Bununla birlikte; Türk Ceza Hukuku sisteminde düzenlenen suçların yasa metinlerinde yer alan tanımlarında, dış alemde işlenen fiilin model veya tipi tarif edilmektedir. Bir suçun söz konusu olması için, işlenen fiilin kanunî tarife uygun olması gerekmektedir. Suçun maddî unsurlarını ise, “hareket (fiil)” ve “netice” oluşturur. Bazen Kanun, suçları tarif ederken, sadece neticeyi gösterir ve bu neticenin gerçekleştirilmesini yasaklar veya emreder. Bazen de kanunî tipte, neticeden başka hareket de tarif edilir ve bu takdirde neticenin, tarif edilen hareketle meydana getirilmesi hâlinde, tarife uygun bir fiil işlenmiş olur. Yasa maddelerinde tarif edilen ve suç teşkil ettiği öngörülen fiilin; niteliği, anlamı, yapısı ve mahiyeti itibarıyla, süreli veya süresiz devamlılık arz eden bir özelliğinin bulunması hâlinde, “devamlı suçun” varlığından söz etmek gerekecektir. Doktrinde çoğunluk görüşü olarak benimsendiği ve uygulamada da kabul edildiği üzere; Hareketten doğan netice, bazen belirli bir süre devam eder; işte neticenin devam etmeyip derhâl sona erdiği suçlara “ani” suçlar, neticenin devam ettiği suçlara ise “mütemadi, kesintisiz suçlar” denir. Bununla beraber, mütemadî bir suçun varlığı için suçtan doğan hukuka aykırı durumun, yani suçun eserinin bir süre devam etmesi yeterli değildir. Gerçekten, suçtan doğan hukuka aykırı durumun devam edip etmemesi, bu durumun ilk olarak çıktığı anda tamamlanmış, bitmiş olan suça yeni bir şey eklemez ve anî bir suçun mütemadî sayılmasını gerektirmez; mütemadi suçta devam eden, derhâl sona ermeyen şey neticenin kendisidir ve bu netice devam ettikçe suç da işlenmektedir. Bu esastan çıkan sonuç şu olmalıdır ki mütemadi suçlar ne neticenin ilk gerçekleştiği anda, ne de temadinin sona erdiği anda değil, belki temadinin başlaması ile bitmesi arasında geçen süre içinde, yani mütemadî suçun hukukî konusunu teşkil eden hak ve menfaatin ihlâline devam edildiği sürece icra edilmiş olurlar. (As.Yrg.D.K.K, 08/02/2007, E.2007/4, K.2007/4)

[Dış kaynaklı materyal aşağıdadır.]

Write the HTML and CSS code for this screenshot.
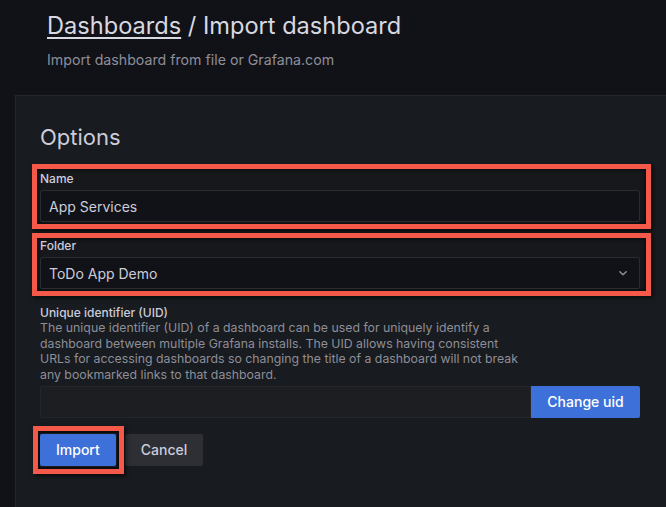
FILE: index.html
```html
<!DOCTYPE html>
<html lang="en">
<head>
<meta charset="utf-8">
<title>Import dashboard</title>
<link rel="stylesheet" href="styles.css">
</head>
<body>
<header class="page-header">
  <h1 class="page-title"><a class="crumb" href="#">Dashboards</a> / Import dashboard</h1>
  <p class="page-sub">Import dashboard from file or Grafana.com</p>
</header>
<section class="panel">
  <div class="panel-body">
    <h2 class="options-title">Options</h2>
    <div class="highlight">
      <label class="field-label">Name</label>
      <div class="input"><span class="input-text">App Services</span></div>
    </div>
    <div class="highlight highlight-folder">
      <label class="field-label">Folder</label>
      <div class="input select">
        <span class="input-text">ToDo App Demo</span>
        <svg class="chevron" width="16" height="16" viewBox="0 0 16 16"><path d="M4.8 6.8 L8 9.8 L11.2 6.8" fill="none" stroke="#8e8e98" stroke-width="1.5" stroke-linecap="round" stroke-linejoin="round"/></svg>
      </div>
    </div>
    <div class="field uid-field">
      <label class="field-label uid-label">Unique identifier (UID)</label>
      <p class="field-desc">The unique identifier (UID) of a dashboard can be used for uniquely identify a<br>dashboard between multiple Grafana installs. The UID allows having consistent<br>URLs for accessing dashboards so changing the title of a dashboard will not break<br>any bookmarked links to that dashboard.</p>
      <div class="uid-row">
        <div class="input input-disabled"></div>
        <button class="btn btn-primary btn-attached">Change uid</button>
      </div>
    </div>
    <div class="actions">
      <span class="mark"><button class="btn btn-primary">Import</button></span>
      <button class="btn btn-secondary">Cancel</button>
    </div>
  </div>
</section>
</body>
</html>
```

FILE: styles.css
```css
* { box-sizing: border-box; }

html, body {
  margin: 0;
  padding: 0;
}

body {
  width: 666px;
  height: 507px;
  overflow: hidden;
  background: #111217;
  color: #ccccdc;
  font-family: Inter, "Noto Sans", sans-serif;
}

.page-header {
  padding: 11px 0 0 47px;
  height: 95px;
}

.page-title {
  margin: 0;
  font-size: 23.6px;
  line-height: 30px;
  font-weight: 400;
  color: #d8d9e0;
}

.crumb {
  color: inherit;
  text-decoration: underline;
  text-underline-offset: 3px;
  text-decoration-thickness: 2px;
}

.page-sub {
  margin: 11px 0 0;
  font-size: 14.2px;
  line-height: 16px;
  color: #8e8e99;
}

.panel {
  margin-left: 15px;
  height: 420px;
  background: #181b1f;
  border: 1px solid #24262b;
  border-right: none;
  border-bottom: none;
}

.panel-body {
  width: 624px;
  padding: 29px 0 0 24px;
}

.options-title {
  margin: 0 0 14px;
  font-size: 22px;
  line-height: 25px;
  font-weight: 400;
  color: #ccccdc;
}

.highlight {
  margin: 0 -11px 0 -8px;
  padding: 2px 6px 2px 3px;
  border: 5px solid #f4594a;
  box-shadow: inset 0 0 5px rgba(0, 0, 0, 0.9), 2px 2px 4px rgba(0, 0, 0, 0.6);
  background: #16181c;
}

.highlight-folder {
  margin-top: 4px;
  padding-top: 0;
}

.field-label {
  display: block;
  font-size: 12px;
  line-height: 16px;
  font-weight: 500;
  margin-bottom: 3px;
  color: #ccccdc;
}

.input {
  height: 32px;
  display: flex;
  align-items: center;
  padding: 0 8px;
  background: #111217;
  border: 1px solid #2a2c31;
  border-radius: 2px;
  font-size: 14px;
  color: #ccccdc;
}

.input-text { flex: 1; }

.chevron { flex: none; }

.uid-field { margin-top: 9px; }

.uid-label {
  line-height: 15px;
  margin-bottom: 0;
}

.field-desc {
  margin: 0 0 3px;
  white-space: nowrap;
  font-size: 12.3px;
  line-height: 15.7px;
  color: #8e8e99;
}

.uid-row {
  display: flex;
}

.input-disabled {
  flex: 1;
  background: #1c1e22;
  border-color: #24262b;
  border-radius: 2px 0 0 2px;
}

.btn {
  height: 32px;
  padding: 0 16px;
  border: none;
  border-radius: 2px;
  font-family: inherit;
  font-size: 14px;
  font-weight: 500;
  cursor: pointer;
}

.btn-primary {
  background: #3d71d9;
  color: #ffffff;
}

.btn-attached {
  width: 109px;
  padding: 0;
  border-radius: 0 2px 2px 0;
}

.btn-secondary {
  background: #2d2f34;
  color: #ccccdc;
}

.actions {
  display: flex;
  gap: 9px;
  margin-top: 16px;
}

.mark {
  position: relative;
  display: inline-flex;
}

.mark::after {
  content: "";
  position: absolute;
  top: -8px;
  bottom: -8px;
  left: -7px;
  right: -8px;
  border: 5px solid #f4594a;
  box-shadow: inset 0 0 0 2px #0b0c0e, 2px 2px 4px rgba(0, 0, 0, 0.6);
  pointer-events: none;
}
```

Bu açıklamalar ışığında mahkeme sanığın eyleminin hukuki nitelendirmesini yapacak olmakla birlikte şüpheliye yüklenen suç açısından temadinin sona erdiği tarihin belirlenebilmesi için yakalama veya teslim olma tarihini gösteren belgenin aslının veya onaylı örneğinin soruşturma dosyasında bulunmasının gerektiği, kesintinin sona erdiği tarihin tespiti ve buna dair delillerin toplanması gibi hususların firar ve izin tecavüzü gibi mütemadi suçlarda sübut ve uygulamaya doğrudan etkili olmaları ve mevcut soruşturma dosyasında bu hususlara ilişkin herhangi bir bilgi ve belge bulunmadığının anlaşılması karşısında;
Yargıtay Cumhuriyet Başsavcılığının kanun yararına bozma istemine dayanan ihbarname içeriği bu gerekçeyle yerinde görülmediğinden, kanun yararına bozma isteminin REDDİNE, 11/02/2019 tarihinde oy birliğiyle karar verildi.